# [Source data]
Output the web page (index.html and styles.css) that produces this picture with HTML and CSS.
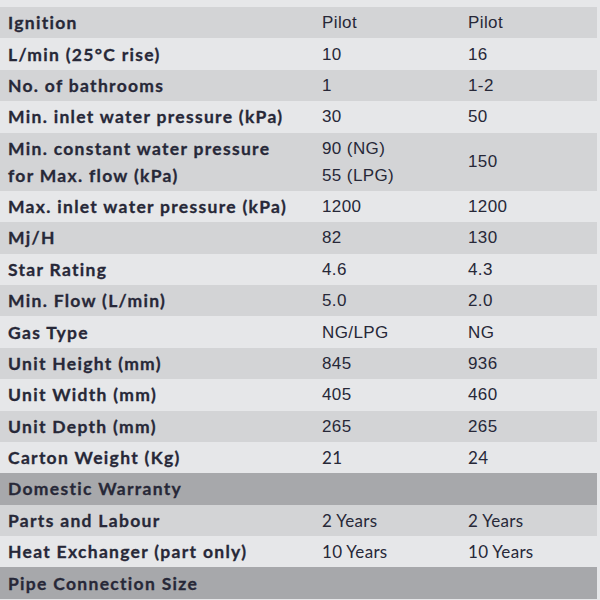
FILE: index.html
```html
<!DOCTYPE html>
<html>
<head>
<meta charset="utf-8">
<link rel="stylesheet" href="styles.css">
</head>
<body>
<div class="sheet">
  <div class="row dark"><div class="lbl">Ignition</div><div class="val">Pilot</div><div class="val">Pilot</div></div>
  <div class="row"><div class="lbl">L/min (25°C rise)</div><div class="val">10</div><div class="val">16</div></div>
  <div class="row dark"><div class="lbl">No. of bathrooms</div><div class="val">1</div><div class="val">1-2</div></div>
  <div class="row"><div class="lbl">Min. inlet water pressure (kPa)</div><div class="val">30</div><div class="val">50</div></div>
  <div class="row dark"><div class="lbl">Min. constant water pressure<br>for Max. flow (kPa)</div><div class="val">90 (NG)<br>55 (LPG)</div><div class="val">150</div></div>
  <div class="row"><div class="lbl">Max. inlet water pressure (kPa)</div><div class="val">1200</div><div class="val">1200</div></div>
  <div class="row dark"><div class="lbl">Mj/H</div><div class="val">82</div><div class="val">130</div></div>
  <div class="row"><div class="lbl">Star Rating</div><div class="val">4.6</div><div class="val">4.3</div></div>
  <div class="row dark"><div class="lbl">Min. Flow (L/min)</div><div class="val">5.0</div><div class="val">2.0</div></div>
  <div class="row"><div class="lbl">Gas Type</div><div class="val">NG/LPG</div><div class="val">NG</div></div>
  <div class="row dark"><div class="lbl">Unit Height (mm)</div><div class="val">845</div><div class="val">936</div></div>
  <div class="row"><div class="lbl">Unit Width (mm)</div><div class="val">405</div><div class="val">460</div></div>
  <div class="row dark"><div class="lbl">Unit Depth (mm)</div><div class="val">265</div><div class="val">265</div></div>
  <div class="row"><div class="lbl">Carton Weight (Kg)</div><div class="val soft">21</div><div class="val soft">24</div></div>
  <div class="row head"><div class="lbl">Domestic Warranty</div><div class="val"></div><div class="val"></div></div>
  <div class="row dark"><div class="lbl">Parts and Labour</div><div class="val soft">2 Years</div><div class="val soft">2 Years</div></div>
  <div class="row"><div class="lbl">Heat Exchanger (part only)</div><div class="val soft">10 Years</div><div class="val soft">10 Years</div></div>
  <div class="row head"><div class="lbl">Pipe Connection Size</div><div class="val"></div><div class="val"></div></div>
</div>
</body>
</html>
```

FILE: styles.css
```css
html, body {
  margin: 0;
  padding: 0;
  background: #e6e7e9;
}
body {
  width: 600px;
  height: 600px;
  overflow: hidden;
}
.sheet {
  width: 597px;
  padding-top: 7px;
  color: #272838;
}
.row {
  display: grid;
  grid-template-columns: 322px 146px 1fr;
  align-items: center;
  padding: 2.2px 0;
  line-height: 27px;
  background: #e6e7e9;
}
.row.dark {
  background: #d3d4d6;
}
.row.head {
  background: #a7a8ab;
}
.lbl {
  padding-left: 8px;
  font-family: Lato, "Liberation Sans", sans-serif;
  font-weight: 700;
  font-size: 17.5px;
  letter-spacing: 1.3px;
  -webkit-text-stroke: 0.3px #272838;
}
.val {
  font-family: "Liberation Sans", Arial, sans-serif;
  font-size: 17px;
  letter-spacing: 0.4px;
}
.val.soft {
  font-family: Lato, "Liberation Sans", sans-serif;
  font-size: 17px;
  letter-spacing: 0.3px;
}
```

# [Directive]
Copy the listing in full and without alteration, omitting every picture.

# [Task solution]
Output the web page (index.html and styles.css) that produces this picture with HTML and CSS.
FILE: index.html
```html
<!DOCTYPE html>
<html>
<head>
<meta charset="utf-8">
<link rel="stylesheet" href="styles.css">
</head>
<body>
<div class="sheet">
  <div class="row dark"><div class="lbl">Ignition</div><div class="val">Pilot</div><div class="val">Pilot</div></div>
  <div class="row"><div class="lbl">L/min (25°C rise)</div><div class="val">10</div><div class="val">16</div></div>
  <div class="row dark"><div class="lbl">No. of bathrooms</div><div class="val">1</div><div class="val">1-2</div></div>
  <div class="row"><div class="lbl">Min. inlet water pressure (kPa)</div><div class="val">30</div><div class="val">50</div></div>
  <div class="row dark"><div class="lbl">Min. constant water pressure<br>for Max. flow (kPa)</div><div class="val">90 (NG)<br>55 (LPG)</div><div class="val">150</div></div>
  <div class="row"><div class="lbl">Max. inlet water pressure (kPa)</div><div class="val">1200</div><div class="val">1200</div></div>
  <div class="row dark"><div class="lbl">Mj/H</div><div class="val">82</div><div class="val">130</div></div>
  <div class="row"><div class="lbl">Star Rating</div><div class="val">4.6</div><div class="val">4.3</div></div>
  <div class="row dark"><div class="lbl">Min. Flow (L/min)</div><div class="val">5.0</div><div class="val">2.0</div></div>
  <div class="row"><div class="lbl">Gas Type</div><div class="val">NG/LPG</div><div class="val">NG</div></div>
  <div class="row dark"><div class="lbl">Unit Height (mm)</div><div class="val">845</div><div class="val">936</div></div>
  <div class="row"><div class="lbl">Unit Width (mm)</div><div class="val">405</div><div class="val">460</div></div>
  <div class="row dark"><div class="lbl">Unit Depth (mm)</div><div class="val">265</div><div class="val">265</div></div>
  <div class="row"><div class="lbl">Carton Weight (Kg)</div><div class="val soft">21</div><div class="val soft">24</div></div>
  <div class="row head"><div class="lbl">Domestic Warranty</div><div class="val"></div><div class="val"></div></div>
  <div class="row dark"><div class="lbl">Parts and Labour</div><div class="val soft">2 Years</div><div class="val soft">2 Years</div></div>
  <div class="row"><div class="lbl">Heat Exchanger (part only)</div><div class="val soft">10 Years</div><div class="val soft">10 Years</div></div>
  <div class="row head"><div class="lbl">Pipe Connection Size</div><div class="val"></div><div class="val"></div></div>
</div>
</body>
</html>
```

FILE: styles.css
```css
html, body {
  margin: 0;
  padding: 0;
  background: #e6e7e9;
}
body {
  width: 600px;
  height: 600px;
  overflow: hidden;
}
.sheet {
  width: 597px;
  padding-top: 7px;
  color: #272838;
}
.row {
  display: grid;
  grid-template-columns: 322px 146px 1fr;
  align-items: center;
  padding: 2.2px 0;
  line-height: 27px;
  background: #e6e7e9;
}
.row.dark {
  background: #d3d4d6;
}
.row.head {
  background: #a7a8ab;
}
.lbl {
  padding-left: 8px;
  font-family: Lato, "Liberation Sans", sans-serif;
  font-weight: 700;
  font-size: 17.5px;
  letter-spacing: 1.3px;
  -webkit-text-stroke: 0.3px #272838;
}
.val {
  font-family: "Liberation Sans", Arial, sans-serif;
  font-size: 17px;
  letter-spacing: 0.4px;
}
.val.soft {
  font-family: Lato, "Liberation Sans", sans-serif;
  font-size: 17px;
  letter-spacing: 0.3px;
}
```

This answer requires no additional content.